Infiltrating legal system on religious grounds
Context
Legal systems may be used by religions as a means to bring about legally enforced actions. Often the law is used as a means to enforce censorship by banning considered blasphemous or defamatory elements in society. This may ensure defending dogmas by obliterating dissent; at shielding the purity and the souls of both believers and non-believers in the community and at protecting the institutions of religion, whether the hierarchy personally or its extensions, from loss of political, economic or social advantages. Legal systems may be heavily scrutinized by religion in some countries or areas such as state religions and/or where strong religious sentiment of a homogeneous nature is characteristic.
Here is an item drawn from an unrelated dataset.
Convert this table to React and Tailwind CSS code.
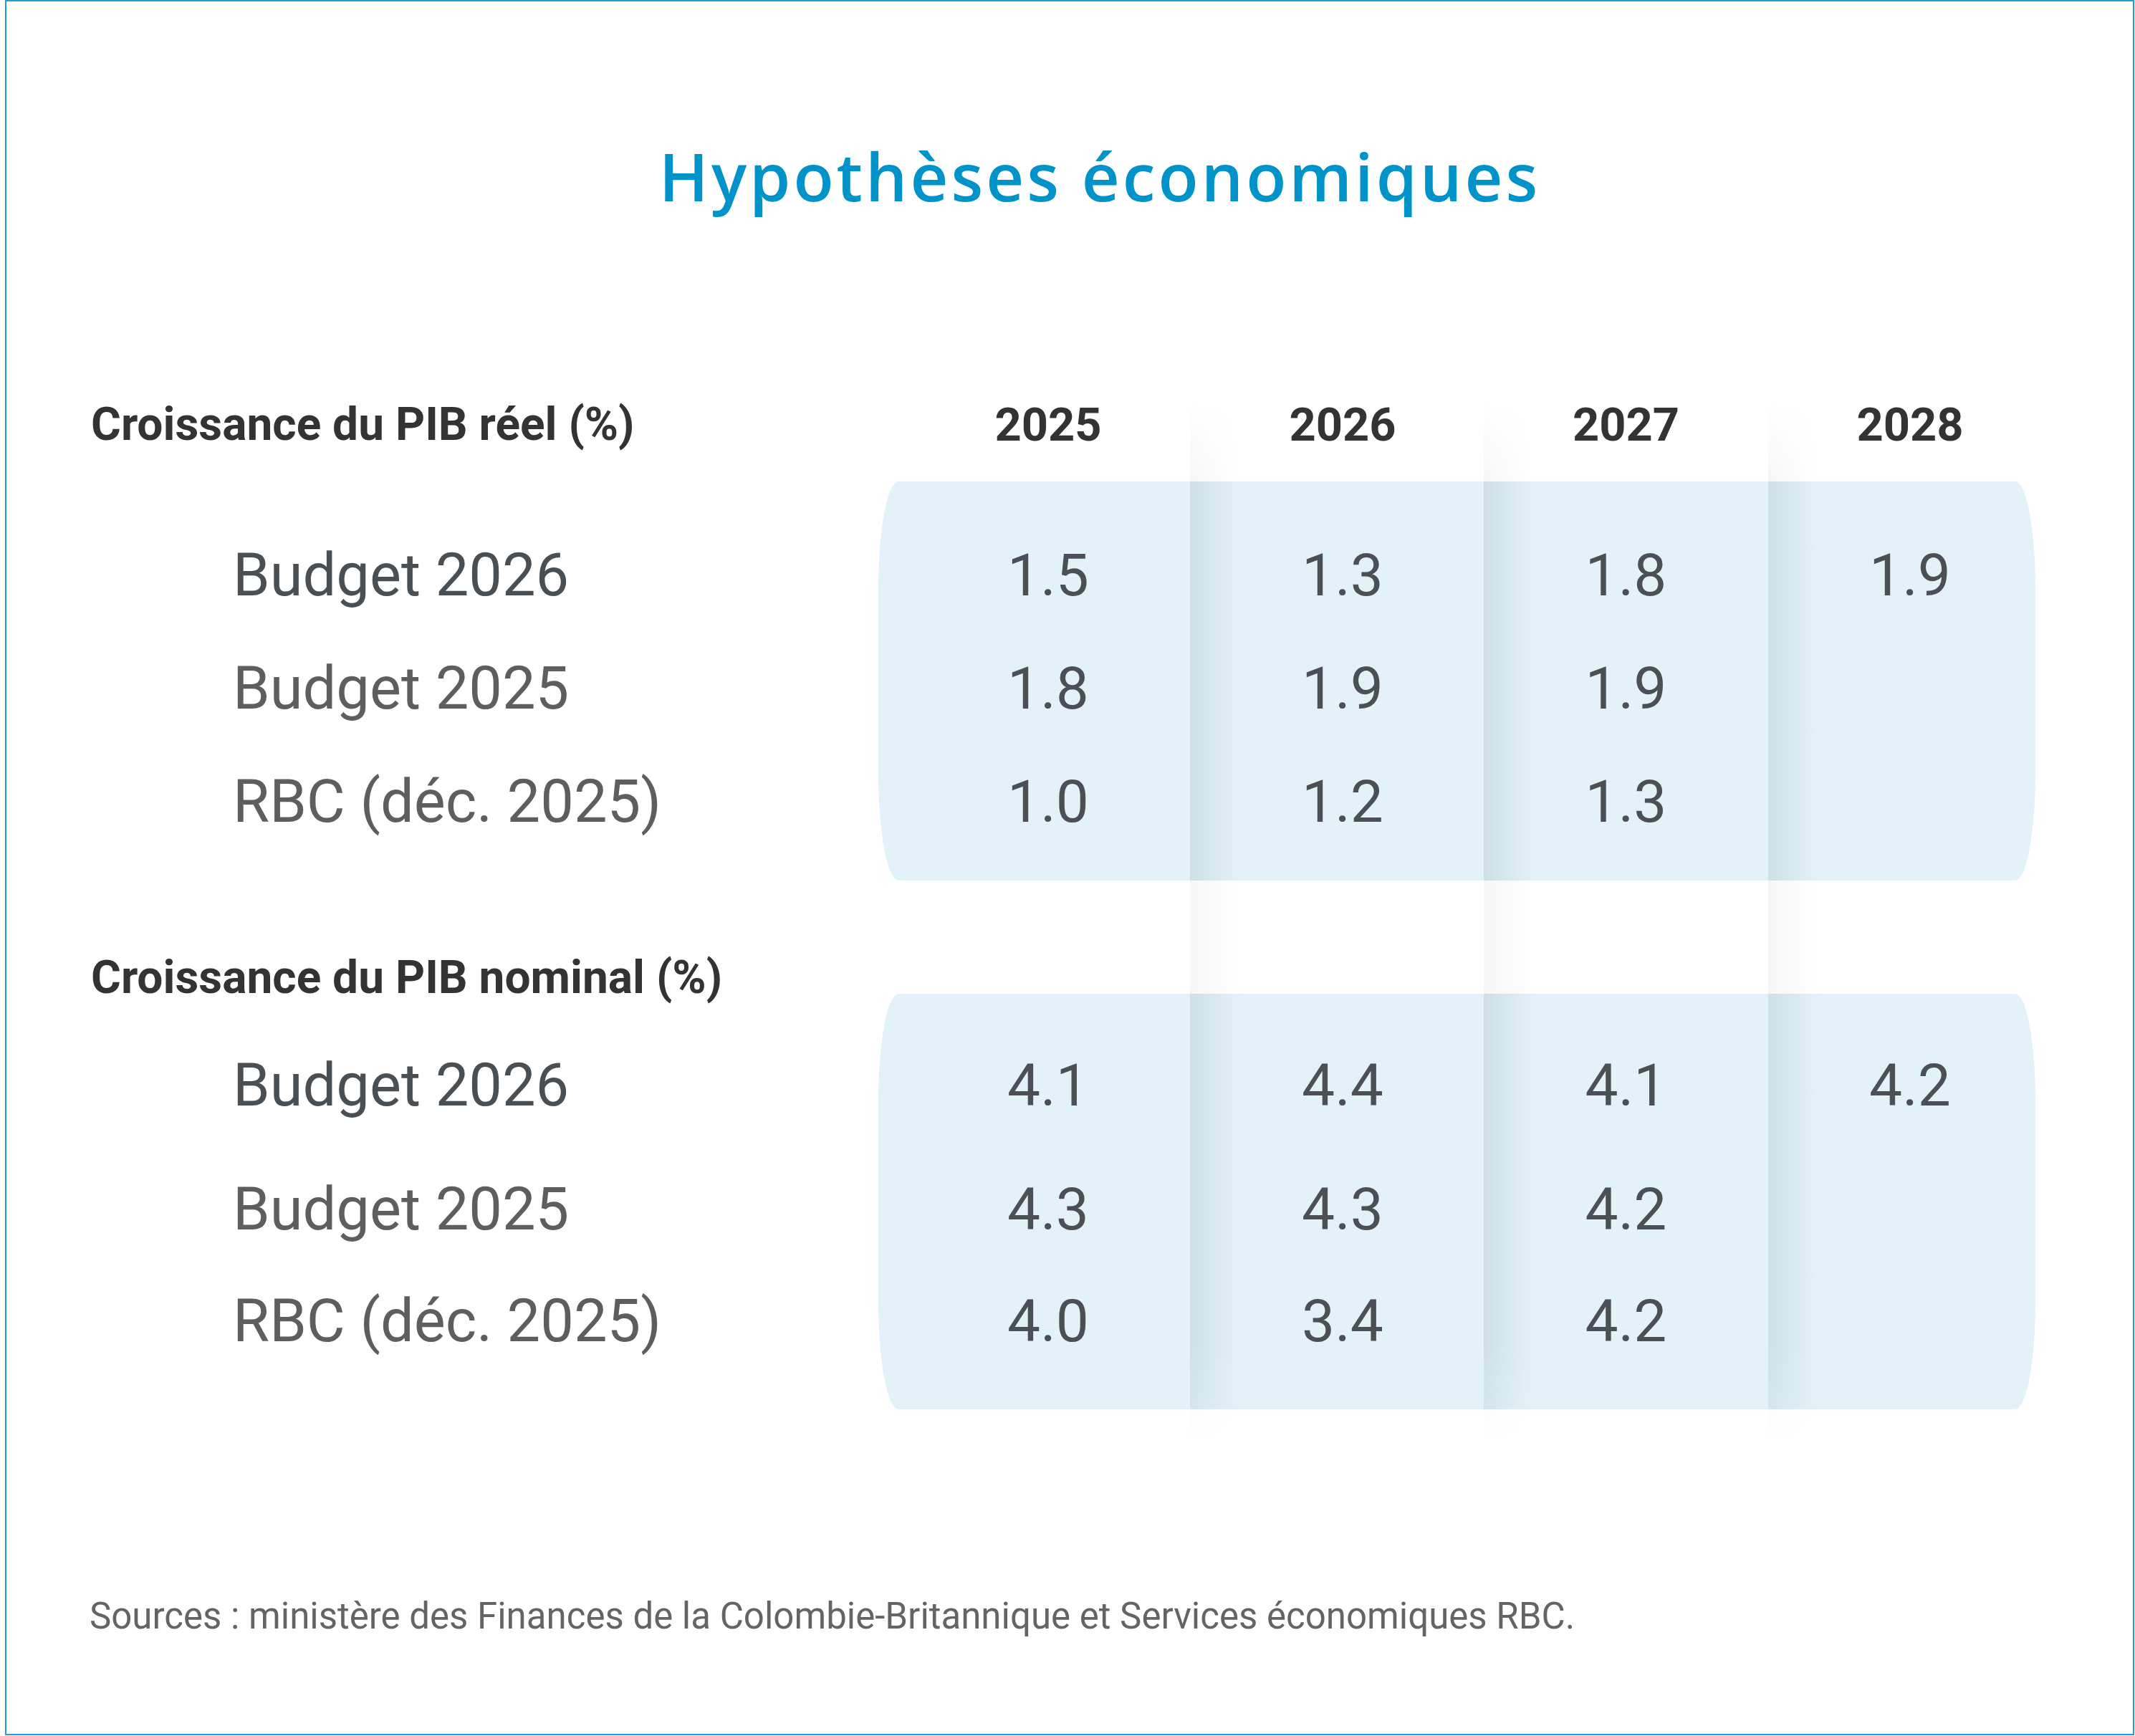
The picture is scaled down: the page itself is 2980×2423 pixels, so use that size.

In other countries the legal system may be fully independent from the religious body.
Implementation
Legal action taken by religious authorities may be exhibited in Islamic countries. Examples of what the religious authorities may use the legal system for include banning or censoring school materials (including textbooks, displays, audio-visual products), and public communications of any kind such as speeches, billboard messages, posters, signs, hand-out pamphlets, circulars or circulated private letters. For example, an egyptian film was banned because it showed the shadow of the Prophet Muhammed's camel. Legal action may also be used to withhold scientific information, world or local news; to prevent the propagation of considered (western) ideas such as the equal and independent women vis-a-vis men, legal abortion for medical reasons, and the evolution of man in nature.